§ **What you have to do**
Faithfully return all lines, omitting every embedded picture.

§ **Data provided**
•••
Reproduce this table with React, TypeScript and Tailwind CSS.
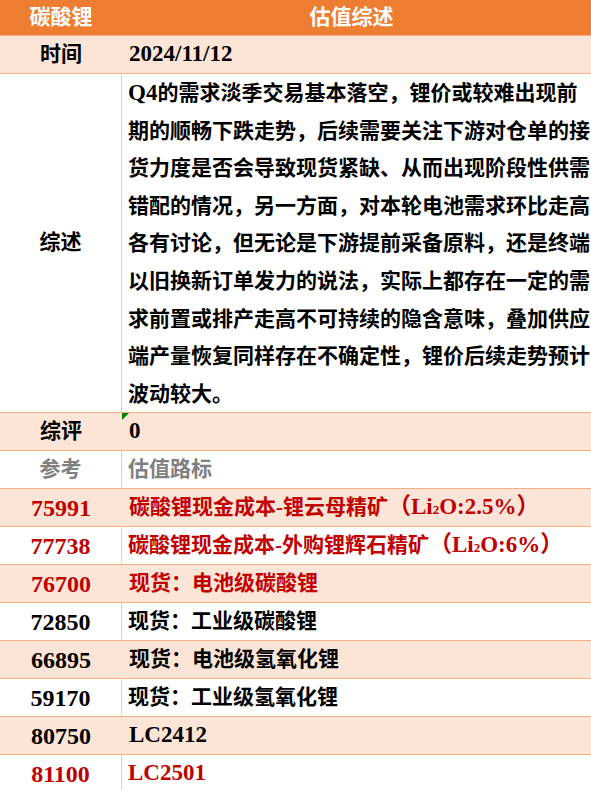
const FONT = { fontFamily: '"Liberation Serif", "Noto Sans CJK SC", serif' };

type Row = {
  num: string;
  label: React.ReactNode;
  red?: boolean;
  peach?: boolean;
};

const Li2O = ({ pct }: { pct: string }) => (
  <span className="text-[23px]">
    （Li<span className="text-[13px]">2</span>O:{pct}）
  </span>
);

const rows: Row[] = [
  {
    num: '75991',
    label: (
      <>
        碳酸锂现金成本-锂云母精矿<Li2O pct="2.5%" />
      </>
    ),
    red: true,
    peach: true,
  },
  {
    num: '77738',
    label: (
      <>
        碳酸锂现金成本-外购锂辉石精矿<Li2O pct="6%" />
      </>
    ),
    red: true,
  },
  { num: '76700', label: '现货：电池级碳酸锂', red: true, peach: true },
  { num: '72850', label: '现货：工业级碳酸锂' },
  { num: '66895', label: '现货：电池级氢氧化锂', peach: true },
  { num: '59170', label: '现货：工业级氢氧化锂' },
  { num: '80750', label: <span className="text-[23px]">LC2412</span>, peach: true },
  { num: '81100', label: <span className="text-[23px]">LC2501</span>, red: true },
];

const summary = [
  <><span className="text-[23px]">Q4</span>的需求淡季交易基本落空，锂价或较难出现前</>,
  '期的顺畅下跌走势，后续需要关注下游对仓单的接',
  '货力度是否会导致现货紧缺、从而出现阶段性供需',
  '错配的情况，另一方面，对本轮电池需求环比走高',
  '各有讨论，但无论是下游提前采备原料，还是终端',
  '以旧换新订单发力的说法，实际上都存在一定的需',
  '求前置或排产走高不可持续的隐含意味，叠加供应',
  '端产量恢复同样存在不确定性，锂价后续走势预计',
  '波动较大。',
];

function TableRow({
  left,
  children,
  peach,
  className,
  leftClass,
  rightClass,
}: {
  left: React.ReactNode;
  children: React.ReactNode;
  peach?: boolean;
  className?: string;
  leftClass?: string;
  rightClass?: string;
}) {
  return (
    <div
      className={`flex border-t border-[#F4B084] ${peach ? 'bg-[#FCE4D6]' : 'bg-white'} ${className ?? 'h-[38px]'}`}
    >
      <div
        className={`w-[122px] shrink-0 flex items-center justify-center ${peach ? '' : 'border-r border-[#D4D4D4]'} ${leftClass ?? ''}`}
      >
        {left}
      </div>
      <div className={`relative flex-1 flex items-center whitespace-nowrap ${peach ? 'pl-[7px]' : 'pl-[6px]'} ${rightClass ?? ''}`}>
        {children}
      </div>
    </div>
  );
}

export default function App() {
  return (
    <div className="w-[591px] h-[790px] overflow-hidden bg-white text-[21px] font-bold text-black" style={FONT}>
      {/* header */}
      <div className="flex h-[35px] bg-[#ED7D31] text-white">
        <div className="w-[122px] flex items-center justify-center">碳酸锂</div>
        <div className="flex-1 flex items-center justify-center pr-[10px]">估值综述</div>
      </div>

      <TableRow left="时间" peach>
        <span className="text-[23px]">2024/11/12</span>
      </TableRow>

      <TableRow left="综述" className="h-[339px]" rightClass="!items-start">
        <div className="leading-[37.6px]">
          {summary.map((line, i) => (
            <div key={i}>{line}</div>
          ))}
        </div>
      </TableRow>

      <TableRow left="综评" peach>
        <span className="absolute left-0 top-0 w-0 h-0 border-t-[7px] border-r-[7px] border-t-[#008000] border-r-transparent" />
        <span className="text-[23px]">0</span>
      </TableRow>

      <TableRow left="参考" leftClass="text-[#808080]" rightClass="text-[#808080]">
        估值路标
      </TableRow>

      {rows.map((r) => (
        <TableRow
          key={r.num}
          peach={r.peach}
          left={<span className="text-[24px]">{r.num}</span>}
          leftClass={r.red ? 'text-[#C00000]' : ''}
          rightClass={r.red ? 'text-[#C00000]' : ''}
        >
          {r.label}
        </TableRow>
      ))}
    </div>
  );
}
•••
§ **Final result**
Reproduce this table with React, TypeScript and Tailwind CSS.
const FONT = { fontFamily: '"Liberation Serif", "Noto Sans CJK SC", serif' };

type Row = {
  num: string;
  label: React.ReactNode;
  red?: boolean;
  peach?: boolean;
};

const Li2O = ({ pct }: { pct: string }) => (
  <span className="text-[23px]">
    （Li<span className="text-[13px]">2</span>O:{pct}）
  </span>
);

const rows: Row[] = [
  {
    num: '75991',
    label: (
      <>
        碳酸锂现金成本-锂云母精矿<Li2O pct="2.5%" />
      </>
    ),
    red: true,
    peach: true,
  },
  {
    num: '77738',
    label: (
      <>
        碳酸锂现金成本-外购锂辉石精矿<Li2O pct="6%" />
      </>
    ),
    red: true,
  },
  { num: '76700', label: '现货：电池级碳酸锂', red: true, peach: true },
  { num: '72850', label: '现货：工业级碳酸锂' },
  { num: '66895', label: '现货：电池级氢氧化锂', peach: true },
  { num: '59170', label: '现货：工业级氢氧化锂' },
  { num: '80750', label: <span className="text-[23px]">LC2412</span>, peach: true },
  { num: '81100', label: <span className="text-[23px]">LC2501</span>, red: true },
];

const summary = [
  <><span className="text-[23px]">Q4</span>的需求淡季交易基本落空，锂价或较难出现前</>,
  '期的顺畅下跌走势，后续需要关注下游对仓单的接',
  '货力度是否会导致现货紧缺、从而出现阶段性供需',
  '错配的情况，另一方面，对本轮电池需求环比走高',
  '各有讨论，但无论是下游提前采备原料，还是终端',
  '以旧换新订单发力的说法，实际上都存在一定的需',
  '求前置或排产走高不可持续的隐含意味，叠加供应',
  '端产量恢复同样存在不确定性，锂价后续走势预计',
  '波动较大。',
];

function TableRow({
  left,
  children,
  peach,
  className,
  leftClass,
  rightClass,
}: {
  left: React.ReactNode;
  children: React.ReactNode;
  peach?: boolean;
  className?: string;
  leftClass?: string;
  rightClass?: string;
}) {
  return (
    <div
      className={`flex border-t border-[#F4B084] ${peach ? 'bg-[#FCE4D6]' : 'bg-white'} ${className ?? 'h-[38px]'}`}
    >
      <div
        className={`w-[122px] shrink-0 flex items-center justify-center ${peach ? '' : 'border-r border-[#D4D4D4]'} ${leftClass ?? ''}`}
      >
        {left}
      </div>
      <div className={`relative flex-1 flex items-center whitespace-nowrap ${peach ? 'pl-[7px]' : 'pl-[6px]'} ${rightClass ?? ''}`}>
        {children}
      </div>
    </div>
  );
}

export default function App() {
  return (
    <div className="w-[591px] h-[790px] overflow-hidden bg-white text-[21px] font-bold text-black" style={FONT}>
      {/* header */}
      <div className="flex h-[35px] bg-[#ED7D31] text-white">
        <div className="w-[122px] flex items-center justify-center">碳酸锂</div>
        <div className="flex-1 flex items-center justify-center pr-[10px]">估值综述</div>
      </div>

      <TableRow left="时间" peach>
        <span className="text-[23px]">2024/11/12</span>
      </TableRow>

      <TableRow left="综述" className="h-[339px]" rightClass="!items-start">
        <div className="leading-[37.6px]">
          {summary.map((line, i) => (
            <div key={i}>{line}</div>
          ))}
        </div>
      </TableRow>

      <TableRow left="综评" peach>
        <span className="absolute left-0 top-0 w-0 h-0 border-t-[7px] border-r-[7px] border-t-[#008000] border-r-transparent" />
        <span className="text-[23px]">0</span>
      </TableRow>

      <TableRow left="参考" leftClass="text-[#808080]" rightClass="text-[#808080]">
        估值路标
      </TableRow>

      {rows.map((r) => (
        <TableRow
          key={r.num}
          peach={r.peach}
          left={<span className="text-[24px]">{r.num}</span>}
          leftClass={r.red ? 'text-[#C00000]' : ''}
          rightClass={r.red ? 'text-[#C00000]' : ''}
        >
          {r.label}
        </TableRow>
      ))}
    </div>
  );
}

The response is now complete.